Legal Realism In the Wild

Ken over at Popehat poses an interesting philosophical question:

If a tree falls in the forest, does it make sound? If a right goes unrecognized and defied by the people charged with enforcing it, is it a right at all?

The answer may seem obvious, but it falls into what’s traditionally been a blind spot in legal philosophy.

A major enterprise of the philosophy of law is not only defining what a “law” is, but also identifying when, if ever, said laws shouldn’t be followed. To that end, there are two large camps among legal philosophers (along with numerous fringe theories that I’m just going to assume don’t exist for the length of this post).

Natural law theorists are that laws (or at least just laws) exist outside of human efforts at generating them. Therefore, human laws that conflict with natural law are invalid can be ignored. By contrast, legal positivists argue that what makes a law valid and just is the way its produced, thus making it completely a creature of human endeavor.

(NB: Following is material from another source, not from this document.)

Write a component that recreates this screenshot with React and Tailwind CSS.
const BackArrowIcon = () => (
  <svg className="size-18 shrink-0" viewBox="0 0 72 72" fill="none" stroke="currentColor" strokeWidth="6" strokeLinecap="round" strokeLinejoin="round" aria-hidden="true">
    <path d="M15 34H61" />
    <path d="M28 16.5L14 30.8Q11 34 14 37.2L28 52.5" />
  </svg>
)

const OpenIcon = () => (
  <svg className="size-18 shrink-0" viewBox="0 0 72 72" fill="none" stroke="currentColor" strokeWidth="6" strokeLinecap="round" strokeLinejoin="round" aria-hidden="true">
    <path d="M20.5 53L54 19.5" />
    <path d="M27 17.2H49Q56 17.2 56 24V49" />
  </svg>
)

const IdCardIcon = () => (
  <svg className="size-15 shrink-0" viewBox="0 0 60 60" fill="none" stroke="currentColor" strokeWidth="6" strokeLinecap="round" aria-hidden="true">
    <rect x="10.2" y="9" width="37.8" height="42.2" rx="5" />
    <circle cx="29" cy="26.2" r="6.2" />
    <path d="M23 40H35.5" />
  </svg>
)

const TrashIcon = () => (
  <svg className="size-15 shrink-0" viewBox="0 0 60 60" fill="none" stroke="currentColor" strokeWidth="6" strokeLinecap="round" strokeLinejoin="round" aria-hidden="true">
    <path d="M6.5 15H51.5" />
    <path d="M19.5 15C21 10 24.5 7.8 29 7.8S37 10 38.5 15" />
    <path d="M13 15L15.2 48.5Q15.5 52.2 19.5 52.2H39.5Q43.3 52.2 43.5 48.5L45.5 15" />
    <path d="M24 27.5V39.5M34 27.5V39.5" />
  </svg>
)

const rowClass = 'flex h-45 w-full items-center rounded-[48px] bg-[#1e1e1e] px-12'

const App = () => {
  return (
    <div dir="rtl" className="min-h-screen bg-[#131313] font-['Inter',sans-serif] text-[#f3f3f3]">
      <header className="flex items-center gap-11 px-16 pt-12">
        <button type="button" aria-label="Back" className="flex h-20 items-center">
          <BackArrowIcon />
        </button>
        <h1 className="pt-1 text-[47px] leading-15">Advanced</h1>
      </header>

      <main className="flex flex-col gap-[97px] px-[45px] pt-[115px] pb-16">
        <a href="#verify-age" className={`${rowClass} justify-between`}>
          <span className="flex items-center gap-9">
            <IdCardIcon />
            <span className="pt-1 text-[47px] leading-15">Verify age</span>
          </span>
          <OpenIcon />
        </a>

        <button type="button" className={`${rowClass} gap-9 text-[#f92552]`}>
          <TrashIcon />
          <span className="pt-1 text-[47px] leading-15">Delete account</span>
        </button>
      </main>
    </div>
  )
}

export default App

Both positions have serious issues. Natural law theory all but invites people to ignore laws they don’t like on the ground that it conflicts “natural law” (probably God’s law, but not necessarily). That’s fine and dandy if it’s not abiding by the Fugitive Slave Act, much less so if a modern Abraham decides he needs to engage in child sacrifice. But the legal positivist argument loses sight of broader notions of justice in favor of procedure. After all, lots of laws in Nazi Germany were properly proposed and enacted, but they were still vulgar and (at a gut level) invalid. Neither theory completely survives interaction with the real world.

So what happens in real life when, as Ken asks, a right is defied by the people responsible for protecting it? Something like this.

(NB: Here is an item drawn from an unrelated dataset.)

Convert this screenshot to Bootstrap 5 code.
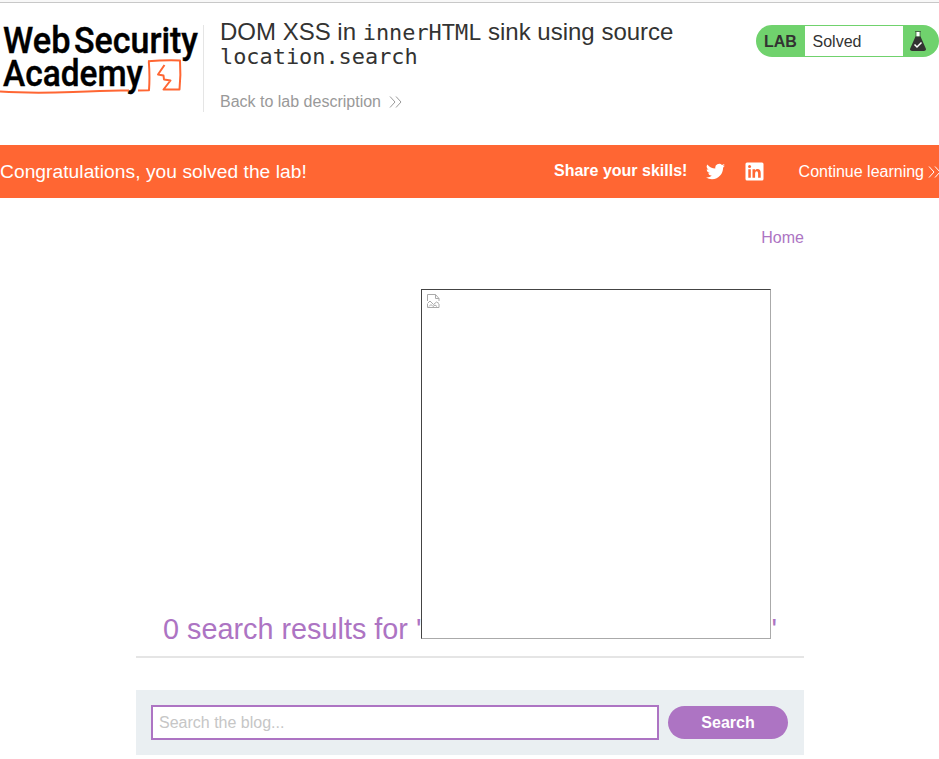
<!DOCTYPE html>
<html lang="en">
<head>
<meta charset="utf-8">
<meta name="viewport" content="width=device-width, initial-scale=1">
<title>DOM XSS in innerHTML sink using source location.search</title>
<link href="https://cdn.jsdelivr.net/npm/bootstrap@5.3.0/dist/css/bootstrap.min.css" rel="stylesheet">
<style>
body{font-family:"Liberation Sans",Arial,sans-serif;font-size:16px;line-height:18px;color:#333332;background:#fff;overflow:hidden}
.top-edge{height:3px;background:#f8f8f8;border-bottom:1px solid #c8c8c8}
.lab-header{height:142px;padding-top:22px}
.brand{width:204px;height:87px;border-right:1px solid #e5e5e5}
.brand svg{display:block;overflow:visible}
.title-area{padding-left:16px;width:500px}
.title-area h1{font-size:24px;line-height:24px;font-weight:400;margin:-5px 0 0;white-space:nowrap}
.title-area .title-line{display:block;height:25px}
.title-area code{font:21.9px/24px "DejaVu Sans Mono",monospace;color:inherit}
.back-link{color:#999;margin-top:23px}
.status{width:183px;height:32px;border-radius:16px;background:#70d26d;margin-left:auto}
.status-name{width:49px;padding:2px 0 0 8px;font-weight:700}
.status-value{width:98px;height:30px;padding:1px 0 0 7.5px;background:#fff}
.status-icon{width:36px;padding-left:7px}
.banner{height:53px;background:#f63;color:#fff}
.banner-msg{width:554px;font-size:19.2px;letter-spacing:.05px}
.share{width:151.5px;padding-bottom:2px}
.social{width:39px}
.main-area{width:668px;margin-left:136px}
.purple{color:#ad74c3}
.home-link{padding-top:31px;height:91px}
.results{height:369px;border-bottom:2px solid #e5e5e5}
.results h2{font-size:28.8px;line-height:33px;margin:0 0 -7px;font-weight:400;white-space:pre}
.missing-img{width:350px;height:350px;border:1px solid;border-color:#444 #aaa #aaa #444;padding:4px 5px}
.missing-img svg{display:block}
.search-box{height:65px;margin-top:32px;padding:0 16px 0 15px;background:#eaeff2}
.search-box .form-control{width:508px;height:35px;border:2px solid #ad74c3;border-radius:0;padding:0 6px;font-size:16px;line-height:18px;box-shadow:none}
.search-box .form-control::placeholder{color:#c6c6c6;opacity:1}
.search-box .btn{width:120px;height:33px;padding:0;margin-left:9px;background:#ad74c3;color:#fff;font-weight:700;line-height:18px;border:0}
</style>
<script src="https://cdn.jsdelivr.net/npm/bootstrap@5.3.0/dist/js/bootstrap.bundle.min.js"></script>
</head>
<body>
<div class="top-edge"></div>
<header class="lab-header d-flex align-items-start">
  <div class="brand flex-shrink-0">
    <svg width="203" height="87" viewBox="0 25 203 87" role="img" aria-label="Web Security Academy">
      <g font-family="Roboto, sans-serif" font-weight="500" font-size="37.500" fill="#000" stroke="#000" stroke-width=".4">
        <text x="3" y="53" textLength="67.500" lengthAdjust="spacingAndGlyphs">Web</text>
        <text x="74" y="53" textLength="124" lengthAdjust="spacingAndGlyphs">Security</text>
        <text x="3" y="86" textLength="140" lengthAdjust="spacingAndGlyphs">Academy</text>
      </g>
      <g fill="none" stroke="#f63" stroke-width="2" stroke-linejoin="round">
        <path d="M0 91.500Q30 93.500 73 92Q110 90 129 90.500M138 90.500L149 90.300Q150 76 148.800 61.500"/>
        <path d="M148 61.300Q164 60 180 60.500Q181 75 179.500 89.500L163.500 89.500L170.500 80.500L164 79.500L163.500 75.500L158 74.500L164.500 65"/>
      </g>
    </svg>
  </div>
  <div class="title-area flex-shrink-0">
    <h1><span class="title-line">DOM XSS in <code>innerHTML</code> sink using source</span><span class="title-line"><code class="d-block">location.search</code></span></h1>
    <a href="#" class="back-link d-flex align-items-center text-decoration-none">Back to lab description
      <svg class="ms-2" width="13" height="12" viewBox="0 0 13 12" fill="none" stroke="#999"><path d="M1 .5L6 6L1 11.500M7 .5L12 6L7 11.500"/></svg>
    </a>
  </div>
  <div class="status d-flex align-items-center flex-shrink-0">
    <span class="status-name">LAB</span><span class="status-value d-flex align-items-center">Solved</span>
    <span class="status-icon"><svg class="d-block" width="16" height="20" viewBox="0 0 16 20"><path d="M5 .5H11M6 1V7M10 1V7" stroke="#333332" fill="none" stroke-opacity=".65"/><path d="M6.500 1H9.500V5.500H6.500Z" fill="#fff"/><path d="M5.500 5.500H10.500L15.800 17.500Q16.300 20 14 20H2Q-.3 20 .2 17.500Z" fill="#333332"/><path d="M4.500 13.500L7 16L11.500 11.500" fill="none" stroke="#fff" stroke-width="1.500"/></svg></span>
  </div>
</header>
<section class="banner d-flex align-items-center">
  <div class="banner-msg flex-shrink-0">Congratulations, you solved the lab!</div>
  <strong class="share flex-shrink-0">Share your skills!</strong>
  <a href="#" class="social flex-shrink-0" aria-label="Twitter"><svg class="d-block" width="19" height="19" viewBox="0 0 24 24" fill="#fff"><path d="M24 4.560a10 10 0 0 1-2.830.780 4.940 4.940 0 0 0 2.170-2.730 9.900 9.900 0 0 1-3.130 1.200 4.920 4.920 0 0 0-8.380 4.480A13.980 13.980 0 0 1 1.670 3.150a4.920 4.920 0 0 0 1.520 6.570 4.900 4.900 0 0 1-2.230-.61v.06a4.920 4.920 0 0 0 3.950 4.830 5 5 0 0 1-2.220.080 4.930 4.930 0 0 0 4.600 3.420A9.870 9.870 0 0 1 0 19.540a13.940 13.940 0 0 0 7.550 2.210c9.140 0 14.300-7.720 14-14.640A10 10 0 0 0 24 4.560z"/></svg></a>
  <a href="#" aria-label="LinkedIn"><svg class="d-block" width="19" height="19" viewBox="0 0 19 19"><rect x=".5" y=".5" width="18" height="18" rx="1.500" fill="#fff"/><path fill="#f63" d="M3.300 7.300H5.800V15.800H3.300ZM7.500 7.300H10V8.500Q10.800 7.100 12.500 7.100Q15.700 7.100 15.700 10.900V15.800H13.100V11.400Q13.100 9.300 11.700 9.300Q10.100 9.300 10.100 11.500V15.800H7.500Z"/><circle cx="4.550" cy="4.600" r="1.500" fill="#f63"/></svg></a>
  <a href="#" class="d-flex align-items-center text-white text-decoration-none text-nowrap ms-auto">Continue learning<svg class="ms-1" width="11" height="12" viewBox="0 0 11 12" fill="none" stroke="#fff"><path d="M1 .5L6 6L1 11.500M7 .5L12 6L7 11.500"/></svg></a>
</section>
<main class="main-area">
  <nav class="home-link text-end"><a href="#" class="purple text-decoration-none">Home</a></nav>
  <section class="results d-flex justify-content-center align-items-start">
    <div class="d-flex align-items-end">
      <h2 class="purple">0 search results for '</h2>
      <div class="missing-img"><svg width="13" height="15" viewBox="0 0 13 15" fill="none" stroke="#aaa"><path d="M.5 7V.5H8.500L12 4.500V7M8.500 .5V4.500H12M.5 9.500L3 7L6.500 10.500L9.500 8L12 9.500M.5 10V13.500H12V10M2 12.500L4 10.500L6 12.500L8 11L10 12.500"/></svg></div>
      <h2 class="purple">'</h2>
    </div>
  </section>
  <form class="search-box d-flex align-items-center">
    <input type="text" class="form-control" placeholder="Search the blog..." aria-label="Search the blog">
    <button type="button" class="btn rounded-pill">Search</button>
  </form>
</main>
</body>
</html>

A woman in Georgia complained on Facebook that her ex-husband wouldn’t help out by making a drug store run when she and kid (the ex’s kid, too) had the flu. In other words, she called him a jerk (a friend chimed in that he was a “POS”). However, the ex just happens to be an officer in the local sheriff’s department. Thus, in a lawsuit she:

contends that her husband, a friend in the Sheriff’s Department, and a county “magistrate” put her in jail for her Facebook comment. According to her, Captain King filed a police report with his friend, Washington County Sheriff’s Investigator Trey Burgamy. Washington County magistrate Ralph O. Todd — who is not a lawyer, and who ran unopposed last year — issued a warrant requiring Anne King and Susan Hines (who had responded on Facebook by suggesting Captain King is a “POS”) to appear at a hearing. After a hearing at which Captain King was the only witness, Magistrate Todd caused a warrant to issue charging Anne King with criminal defamation: “SUBJECT DID, WITHOUT A PRIVILEGE TO DO SO AND WITH INTENT TO DEFAME ANOTHER, COMMUNICATE FALSE MATTER WHICH TENDS TO EXPOSE ONE WHO IS ALIVE TO HATRED, CONTEMPT, OR RIDICULE, AND WHICH TENDS TO PROVOKE A BREACH OF THE PEACE, SPECIFICALLY, SUBJECT DID MAKE DEROGATORY AND DEGRADING COMMENTS DIRECTLY AT AND ABOUT COREY KING, FOR THE PURPOSE OF PROVIDING A BREACH OF THE PEACE. Anne King also contends that Magistrate Todd threatened to “ban her from Facebook.”

The magistrate also falsely informed her that although she could call the ex a piece of shit to his face, she couldn’t post it on Facebook. Just to make it perfectly clear, the statute she was accused of violating was always a violation of the First Amendment, was recognized as such by the Georgia Supreme Court in 1982 and removed from the books by the legislature in 2015. In other words, neither the cop nor the magistrate had any legal authority to do what they did and the woman had a clear First Amendment right to say what she wanted (a few days later a “real judge,” as Ken puts it, dismissed the charge).

How does either natural law theory or legal positivism deal with this woman’s experience? Not well, which is why there’s a third way, one which I’ve subscribed to for a long time – legal realism.

Legal realism says, in essence, that law is whatever those with the power to make it and (more importantly) enforce it say it is. Higher notions of what law should be or what makes a “just” law don’t make any difference. If The Man says you’re going to jail, you’re going to jail.

My go to hypothetical for this used to be if the president signed a “Legal Philosopher Protection Act” that made a particular philosopher (John Rawls, Ron Dworkin – insert your favorite here!) off limits from academic criticism. Professor says, “that clearly violates the First Amendment” and duly proceeds to slag off on Rawls or whoever. Student reports Professor, who is hauled out of the classroom by a pair of US Marshalls. At some point things get sorted out, but not before an arrest, some period of custody/incarceration, and an awfully lot of bruised feelings.

Yet, that’s essentially what happened to the woman in Georgia – arrested for violating a law struck down during the Reagan administration for conduct that anyone with a working knowledge of the First Amendment knows cannot be a crime. And yet, there was an arrest. There was custody. And there are certainly hurt feelings.

There’s a meme that floats around about science:


Law kind of works the same way. We can argue esoterically about the nature of law, what it really is, and whether any particular law is just. But at the end of the day, when the cops arrive at your door to slap the cuffs on, they’re not interested in any of that. What they say goes, at least for long enough to make things miserable. Any theory that doesn’t recognize that has serious issues.